→ **GIVEN PROBLEM**:
Repeat the material exactly from its first line to the line that includes "ChevronDown, ChevronUp, Paperclip". Skip pictures.

──────── EXTRACTED INFORMATION

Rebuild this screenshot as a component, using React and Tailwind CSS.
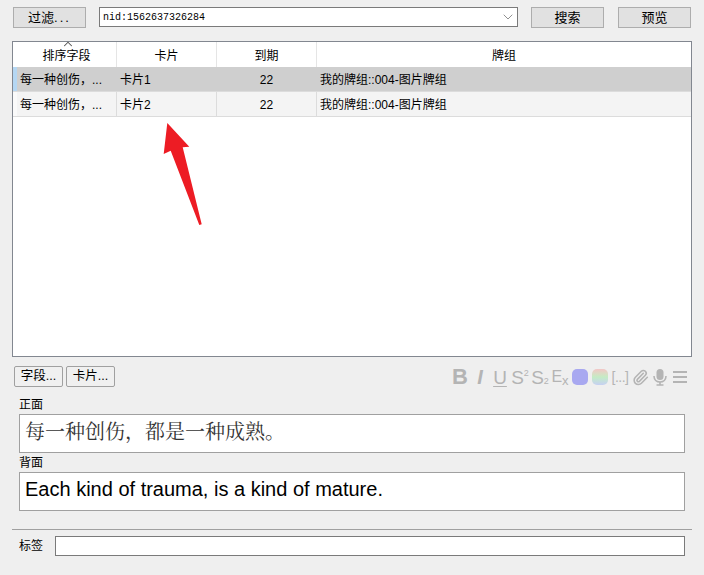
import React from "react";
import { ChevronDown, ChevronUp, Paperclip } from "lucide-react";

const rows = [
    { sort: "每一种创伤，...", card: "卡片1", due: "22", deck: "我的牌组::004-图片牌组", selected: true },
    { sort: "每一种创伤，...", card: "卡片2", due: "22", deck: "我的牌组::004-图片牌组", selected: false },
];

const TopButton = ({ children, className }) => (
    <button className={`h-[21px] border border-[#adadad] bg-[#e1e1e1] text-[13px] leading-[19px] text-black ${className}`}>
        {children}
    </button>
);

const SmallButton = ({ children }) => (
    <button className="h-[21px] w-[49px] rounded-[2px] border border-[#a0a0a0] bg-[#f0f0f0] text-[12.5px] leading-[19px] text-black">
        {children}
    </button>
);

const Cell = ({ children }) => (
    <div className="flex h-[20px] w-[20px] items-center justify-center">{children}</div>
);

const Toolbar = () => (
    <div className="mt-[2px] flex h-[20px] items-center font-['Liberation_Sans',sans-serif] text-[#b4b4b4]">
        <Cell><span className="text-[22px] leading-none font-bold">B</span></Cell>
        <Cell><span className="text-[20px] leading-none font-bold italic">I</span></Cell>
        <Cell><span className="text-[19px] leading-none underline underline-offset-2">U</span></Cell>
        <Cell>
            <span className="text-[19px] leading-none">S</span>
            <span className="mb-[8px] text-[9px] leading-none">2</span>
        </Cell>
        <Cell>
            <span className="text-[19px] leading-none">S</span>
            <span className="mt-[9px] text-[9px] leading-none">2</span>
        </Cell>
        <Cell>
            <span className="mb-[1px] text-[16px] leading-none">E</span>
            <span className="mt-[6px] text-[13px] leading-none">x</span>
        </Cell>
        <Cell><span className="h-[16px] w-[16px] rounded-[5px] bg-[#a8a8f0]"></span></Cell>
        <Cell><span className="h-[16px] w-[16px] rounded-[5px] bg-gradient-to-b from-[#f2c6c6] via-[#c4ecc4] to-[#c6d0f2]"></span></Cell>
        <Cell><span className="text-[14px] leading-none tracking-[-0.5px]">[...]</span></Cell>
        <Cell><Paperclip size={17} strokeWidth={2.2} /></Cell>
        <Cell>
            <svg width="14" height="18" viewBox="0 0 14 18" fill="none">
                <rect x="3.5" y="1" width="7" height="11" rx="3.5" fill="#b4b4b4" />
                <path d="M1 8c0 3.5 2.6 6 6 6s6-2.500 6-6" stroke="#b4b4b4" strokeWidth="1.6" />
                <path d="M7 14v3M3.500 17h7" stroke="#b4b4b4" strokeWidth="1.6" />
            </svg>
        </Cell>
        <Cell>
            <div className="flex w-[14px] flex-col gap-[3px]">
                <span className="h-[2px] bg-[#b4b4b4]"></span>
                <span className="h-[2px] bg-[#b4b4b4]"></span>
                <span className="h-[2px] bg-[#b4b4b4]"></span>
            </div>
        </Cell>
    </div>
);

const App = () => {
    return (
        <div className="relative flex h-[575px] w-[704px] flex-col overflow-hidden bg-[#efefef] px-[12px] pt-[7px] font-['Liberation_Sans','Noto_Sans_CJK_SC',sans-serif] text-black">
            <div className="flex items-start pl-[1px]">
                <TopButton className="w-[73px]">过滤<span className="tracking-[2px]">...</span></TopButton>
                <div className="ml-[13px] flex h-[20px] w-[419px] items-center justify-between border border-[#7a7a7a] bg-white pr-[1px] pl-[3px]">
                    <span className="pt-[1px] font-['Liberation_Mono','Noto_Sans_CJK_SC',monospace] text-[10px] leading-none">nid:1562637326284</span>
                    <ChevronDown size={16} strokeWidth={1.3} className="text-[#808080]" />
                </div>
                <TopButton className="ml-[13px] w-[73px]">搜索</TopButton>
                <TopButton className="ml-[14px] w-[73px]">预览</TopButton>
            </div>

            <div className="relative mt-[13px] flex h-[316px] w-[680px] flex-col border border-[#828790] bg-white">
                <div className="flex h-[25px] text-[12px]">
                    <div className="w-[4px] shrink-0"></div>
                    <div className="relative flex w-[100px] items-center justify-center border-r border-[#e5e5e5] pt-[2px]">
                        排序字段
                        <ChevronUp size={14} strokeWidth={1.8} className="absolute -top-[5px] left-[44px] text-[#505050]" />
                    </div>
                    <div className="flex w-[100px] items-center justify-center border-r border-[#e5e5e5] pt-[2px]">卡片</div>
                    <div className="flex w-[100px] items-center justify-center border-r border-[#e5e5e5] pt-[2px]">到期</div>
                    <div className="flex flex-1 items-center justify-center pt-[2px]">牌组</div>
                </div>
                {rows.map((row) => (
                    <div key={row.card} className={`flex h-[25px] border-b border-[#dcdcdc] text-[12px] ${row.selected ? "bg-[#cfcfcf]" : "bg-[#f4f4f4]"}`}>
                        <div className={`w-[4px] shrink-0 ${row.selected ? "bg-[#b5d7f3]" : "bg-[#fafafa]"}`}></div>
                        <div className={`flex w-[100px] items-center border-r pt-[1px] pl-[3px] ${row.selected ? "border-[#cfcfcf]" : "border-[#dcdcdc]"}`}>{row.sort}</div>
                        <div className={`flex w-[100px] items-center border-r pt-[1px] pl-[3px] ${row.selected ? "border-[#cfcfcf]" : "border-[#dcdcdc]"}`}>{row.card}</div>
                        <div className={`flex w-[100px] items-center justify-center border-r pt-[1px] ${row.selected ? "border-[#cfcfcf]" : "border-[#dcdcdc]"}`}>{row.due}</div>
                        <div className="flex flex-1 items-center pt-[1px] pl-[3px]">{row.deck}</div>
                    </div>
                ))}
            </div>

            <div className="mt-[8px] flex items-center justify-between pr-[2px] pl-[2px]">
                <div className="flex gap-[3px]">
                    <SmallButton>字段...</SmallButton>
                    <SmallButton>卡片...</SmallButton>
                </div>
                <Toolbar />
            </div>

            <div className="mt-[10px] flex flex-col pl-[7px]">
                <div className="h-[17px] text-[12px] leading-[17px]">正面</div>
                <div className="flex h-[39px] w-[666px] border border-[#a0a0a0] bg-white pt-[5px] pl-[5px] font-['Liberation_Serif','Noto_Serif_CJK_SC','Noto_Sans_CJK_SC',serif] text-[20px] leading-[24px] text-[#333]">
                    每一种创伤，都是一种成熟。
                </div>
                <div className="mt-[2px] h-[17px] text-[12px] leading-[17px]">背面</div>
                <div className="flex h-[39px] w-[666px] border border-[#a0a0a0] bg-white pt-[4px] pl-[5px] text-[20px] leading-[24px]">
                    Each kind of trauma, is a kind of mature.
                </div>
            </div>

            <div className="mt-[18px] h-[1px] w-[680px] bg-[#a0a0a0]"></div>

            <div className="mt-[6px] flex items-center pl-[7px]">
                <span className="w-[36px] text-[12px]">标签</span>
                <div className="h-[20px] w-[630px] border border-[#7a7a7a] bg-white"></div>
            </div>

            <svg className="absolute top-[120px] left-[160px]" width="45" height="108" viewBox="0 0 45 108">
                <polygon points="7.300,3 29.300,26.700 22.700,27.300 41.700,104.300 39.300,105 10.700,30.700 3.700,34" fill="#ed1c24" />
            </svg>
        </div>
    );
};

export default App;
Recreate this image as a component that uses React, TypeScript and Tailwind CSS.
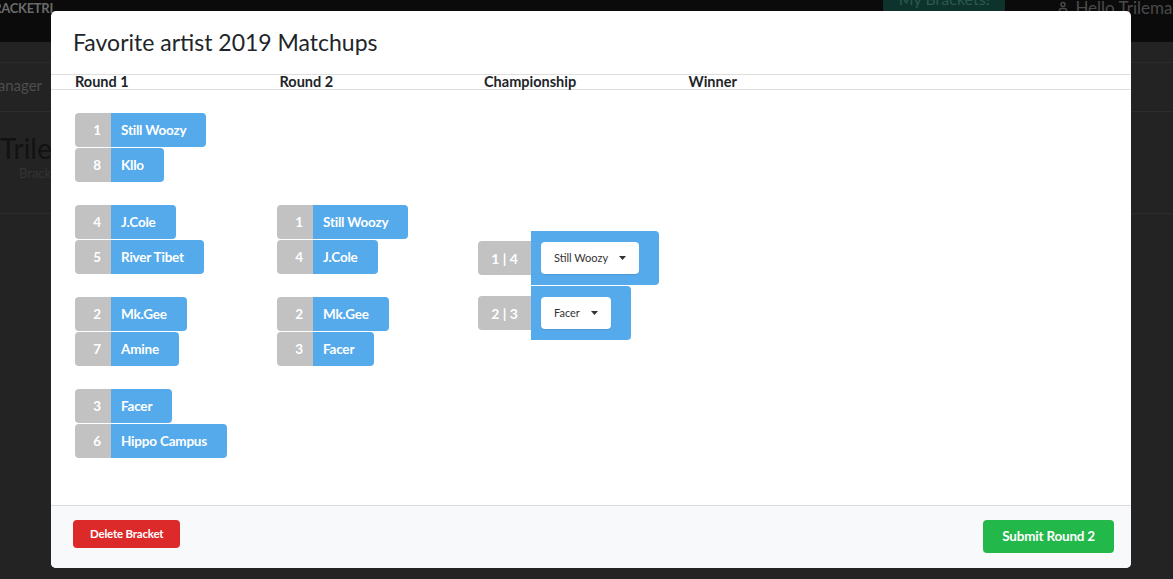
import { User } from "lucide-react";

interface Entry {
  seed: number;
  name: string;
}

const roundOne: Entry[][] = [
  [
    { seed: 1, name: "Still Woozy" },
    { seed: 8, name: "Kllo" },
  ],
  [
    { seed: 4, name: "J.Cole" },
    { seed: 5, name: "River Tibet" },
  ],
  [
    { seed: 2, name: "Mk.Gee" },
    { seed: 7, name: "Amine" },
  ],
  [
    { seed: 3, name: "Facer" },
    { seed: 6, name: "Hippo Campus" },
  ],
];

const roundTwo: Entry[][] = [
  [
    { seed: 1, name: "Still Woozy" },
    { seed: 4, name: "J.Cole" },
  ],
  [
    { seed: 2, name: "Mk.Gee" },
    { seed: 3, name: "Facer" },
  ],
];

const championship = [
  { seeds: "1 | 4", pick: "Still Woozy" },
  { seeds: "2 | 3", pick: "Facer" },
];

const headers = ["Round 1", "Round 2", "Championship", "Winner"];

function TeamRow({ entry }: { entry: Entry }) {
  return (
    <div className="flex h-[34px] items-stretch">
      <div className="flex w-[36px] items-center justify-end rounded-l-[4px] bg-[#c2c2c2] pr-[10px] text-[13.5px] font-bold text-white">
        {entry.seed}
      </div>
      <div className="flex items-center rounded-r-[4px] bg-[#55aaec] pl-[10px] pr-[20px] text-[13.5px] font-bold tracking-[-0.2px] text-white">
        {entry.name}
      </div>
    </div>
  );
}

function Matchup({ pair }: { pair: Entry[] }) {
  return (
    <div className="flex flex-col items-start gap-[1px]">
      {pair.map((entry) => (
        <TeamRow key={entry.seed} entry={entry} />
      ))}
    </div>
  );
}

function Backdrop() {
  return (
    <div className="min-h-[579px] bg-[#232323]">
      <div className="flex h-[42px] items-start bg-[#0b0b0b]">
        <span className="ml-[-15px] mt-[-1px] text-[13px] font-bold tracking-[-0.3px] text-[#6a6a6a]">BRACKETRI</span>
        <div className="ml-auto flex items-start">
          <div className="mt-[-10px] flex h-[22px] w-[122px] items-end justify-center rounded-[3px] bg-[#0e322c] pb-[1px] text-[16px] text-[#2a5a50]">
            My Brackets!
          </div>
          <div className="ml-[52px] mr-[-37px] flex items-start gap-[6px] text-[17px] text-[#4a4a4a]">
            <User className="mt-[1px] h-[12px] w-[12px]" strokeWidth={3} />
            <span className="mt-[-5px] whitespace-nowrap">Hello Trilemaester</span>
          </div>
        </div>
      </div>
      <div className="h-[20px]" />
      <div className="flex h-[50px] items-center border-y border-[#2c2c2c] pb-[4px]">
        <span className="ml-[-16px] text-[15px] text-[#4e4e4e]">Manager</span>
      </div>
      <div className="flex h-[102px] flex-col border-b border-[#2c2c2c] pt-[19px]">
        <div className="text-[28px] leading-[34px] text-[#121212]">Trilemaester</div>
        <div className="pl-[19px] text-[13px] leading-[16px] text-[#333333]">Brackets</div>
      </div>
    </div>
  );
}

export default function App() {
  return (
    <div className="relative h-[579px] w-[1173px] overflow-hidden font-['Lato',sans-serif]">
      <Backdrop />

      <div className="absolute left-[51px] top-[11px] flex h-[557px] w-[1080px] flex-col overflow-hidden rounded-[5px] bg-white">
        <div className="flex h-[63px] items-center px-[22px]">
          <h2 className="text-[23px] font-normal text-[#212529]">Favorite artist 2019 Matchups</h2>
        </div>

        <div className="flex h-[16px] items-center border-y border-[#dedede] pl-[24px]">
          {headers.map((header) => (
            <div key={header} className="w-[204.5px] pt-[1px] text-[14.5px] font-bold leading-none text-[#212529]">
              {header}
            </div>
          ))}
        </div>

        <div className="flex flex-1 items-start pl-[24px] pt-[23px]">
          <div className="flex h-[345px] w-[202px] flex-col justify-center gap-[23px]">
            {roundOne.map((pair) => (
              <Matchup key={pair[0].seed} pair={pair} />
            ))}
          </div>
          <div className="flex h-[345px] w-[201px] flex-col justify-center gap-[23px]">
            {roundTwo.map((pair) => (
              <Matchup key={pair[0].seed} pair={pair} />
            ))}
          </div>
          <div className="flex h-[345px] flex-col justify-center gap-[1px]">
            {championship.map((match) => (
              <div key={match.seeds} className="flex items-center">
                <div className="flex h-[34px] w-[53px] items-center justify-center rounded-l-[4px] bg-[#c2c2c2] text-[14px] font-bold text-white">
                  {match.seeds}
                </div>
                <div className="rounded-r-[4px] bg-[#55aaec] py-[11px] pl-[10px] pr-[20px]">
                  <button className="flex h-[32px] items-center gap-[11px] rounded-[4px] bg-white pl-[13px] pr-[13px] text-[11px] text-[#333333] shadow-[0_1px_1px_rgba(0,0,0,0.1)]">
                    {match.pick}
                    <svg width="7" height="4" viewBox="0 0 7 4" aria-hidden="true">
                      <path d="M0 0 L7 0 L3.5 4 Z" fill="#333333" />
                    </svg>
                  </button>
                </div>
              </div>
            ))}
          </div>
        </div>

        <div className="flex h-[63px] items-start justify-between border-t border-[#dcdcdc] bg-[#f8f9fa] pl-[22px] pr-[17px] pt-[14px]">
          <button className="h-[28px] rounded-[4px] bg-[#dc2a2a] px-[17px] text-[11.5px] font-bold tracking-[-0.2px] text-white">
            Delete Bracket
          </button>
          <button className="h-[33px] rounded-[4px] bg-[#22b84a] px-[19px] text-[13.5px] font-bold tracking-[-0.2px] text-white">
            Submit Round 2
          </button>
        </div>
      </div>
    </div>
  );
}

────────────────

→ **PROBLEM SOLUTION**:
Rebuild this screenshot as a component, using React and Tailwind CSS.
import React from "react";
import { ChevronDown, ChevronUp, Paperclip } from "lucide-react";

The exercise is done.